India is a liberal democracy and the country’s growth within a span of 7 decades has been an example for the rest of the world. The country after independence granted adult franchise to all the citizens.

This was an indication that the country is ready to accept all norms of the modern world and a liberal world. But sadly, the laws of sedition in the country are a blot that pulls India back from the track of development and modern growth. If we want to step up and want to walk with the modern world, the freedom of speech must be improved so that the people can give a qualitative critique of the Government fearlessly and enhance the Governmental governance in the country.

The constitution makers wanted to remove sedition as it hindered free speech but still it remained in the IPC. In the year 1951 while introducing the first amendment Mr. Jawaharlal Nehru said “Now so far as I am concerned that particular Section (124A IPC) is highly objectionable and obnoxious and it should have no place both for practical and historical reasons, if you like, in any body of laws that we might pass. The sooner we get rid of it the better.” It is pertinent to note that the Prime Minister of the country himself felt the need to eradicate such a law 69 years earlier.
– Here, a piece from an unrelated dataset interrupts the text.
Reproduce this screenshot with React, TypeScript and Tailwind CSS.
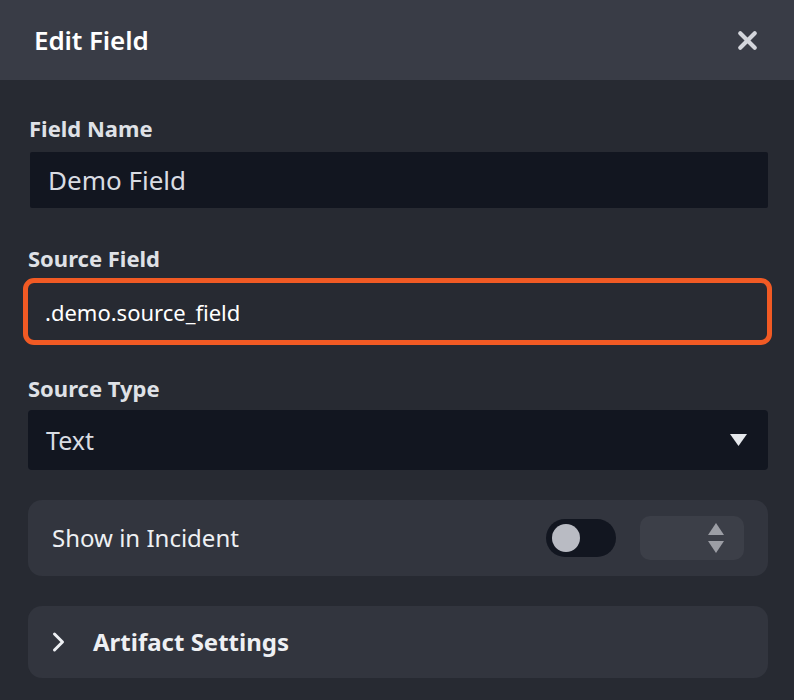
import { X } from "lucide-react";

const font = { fontFamily: '"Noto Sans", "Open Sans", sans-serif' };

const App = () => {
  return (
    <div className="w-[794px] h-[700px] bg-[#272a32] text-[#e4e6ea] overflow-hidden" style={font}>
      <div className="h-[80px] bg-[#393c46] flex items-center justify-between pl-[34px] pr-[32px]">
        <h2 className="text-[26px] font-semibold text-white tracking-[-0.1px] leading-[32px]">Edit Field</h2>
        <X className="w-[29px] h-[29px] text-[#d4d6dc]" strokeWidth={3.5} />
      </div>

      <div className="pl-[28px] pr-[26px] pt-[34px] flex flex-col">
        <label className="text-[22px] font-bold text-[#dfe1e6] leading-[28px] pl-[1px]">Field Name</label>
        <div className="mt-[10px] h-[56px] ml-[2px] bg-[#121620] rounded-[2px] flex items-center pl-[18px] text-[26px] text-[#d9dce2] leading-[32px]">
          Demo Field
        </div>

        <label className="mt-[36px] text-[22px] font-bold text-[#dfe1e6] leading-[28px]">Source Field</label>
        <div className="mt-[6px] -ml-[5px] -mr-[4px] h-[67px] border-[5px] border-[#f15a24] rounded-[11px] flex items-center pl-[17px] text-[22px] text-white leading-[28px]">
          .demo.source_field
        </div>

        <label className="mt-[29px] text-[22px] font-bold text-[#dfe1e6] leading-[28px]">Source Type</label>
        <div className="mt-[8px] h-[60px] bg-[#121620] rounded-[4px] flex items-center justify-between pl-[18px] pr-[21px] text-[25px] text-[#d9dce2] leading-[32px]">
          <span>Text</span>
          <svg width="17" height="13" viewBox="0 0 17 13">
            <path d="M0 0 L17 0 L8.5 12 Z" fill="#e6e8ec" />
          </svg>
        </div>

        <div className="mt-[30px] h-[76px] bg-[#32353e] rounded-[14px] flex items-center justify-between pl-[24px] pr-[24px]">
          <span className="text-[24px] text-[#eef0f3] leading-[32px]">Show in Incident</span>
          <div className="flex items-center gap-[24px]">
            <div className="w-[70px] h-[38px] rounded-full bg-[#121620] flex items-center pl-[6px]">
              <div className="w-[28px] h-[28px] rounded-full bg-[#b9bbc3]" />
            </div>
            <div className="w-[104px] h-[44px] rounded-[10px] bg-[#3c3f48] flex items-center justify-end pr-[20px]">
              <svg width="16" height="30" viewBox="0 0 16 30">
                <path d="M8 0 L16 12 L0 12 Z" fill="#9c9ea5" />
                <path d="M0 18 L16 18 L8 30 Z" fill="#9c9ea5" />
              </svg>
            </div>
          </div>
        </div>

        <div className="mt-[30px] h-[72px] bg-[#32353e] rounded-[14px] flex items-center pl-[23px]">
          <svg width="16" height="22" viewBox="0 0 16 22" fill="none">
            <path d="M3.5 3 L11.5 11 L3.5 19" stroke="#eef0f3" strokeWidth="3" strokeLinecap="round" strokeLinejoin="round" />
          </svg>
          <span className="ml-[26px] text-[24px] font-bold text-[#eef0f3] leading-[32px]">Artifact Settings</span>
        </div>
      </div>
    </div>
  );
};

export default App;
Despite the fact that the first PM of independent India wanted to do away with the law the provision still exists and is still invoked numerous times.

The laws of sedition must be struck off and India must move towards becoming a country with free speech and expression to citizens that allows equal participation of the citizens to express opinions over policies and laws. Sedition charges should be pressed against the person or any group of persons only either when the act done is against the Nationality sentiment of the Country or when due to such act an actual incitement of violence takes place.

The section must not be invoked against people who merely exercise their right to free speech or citizens who speak against the policies or laws of the Government. Free speech, expression and dissenting opinions are the basis of a strong base of the Modern Democracy.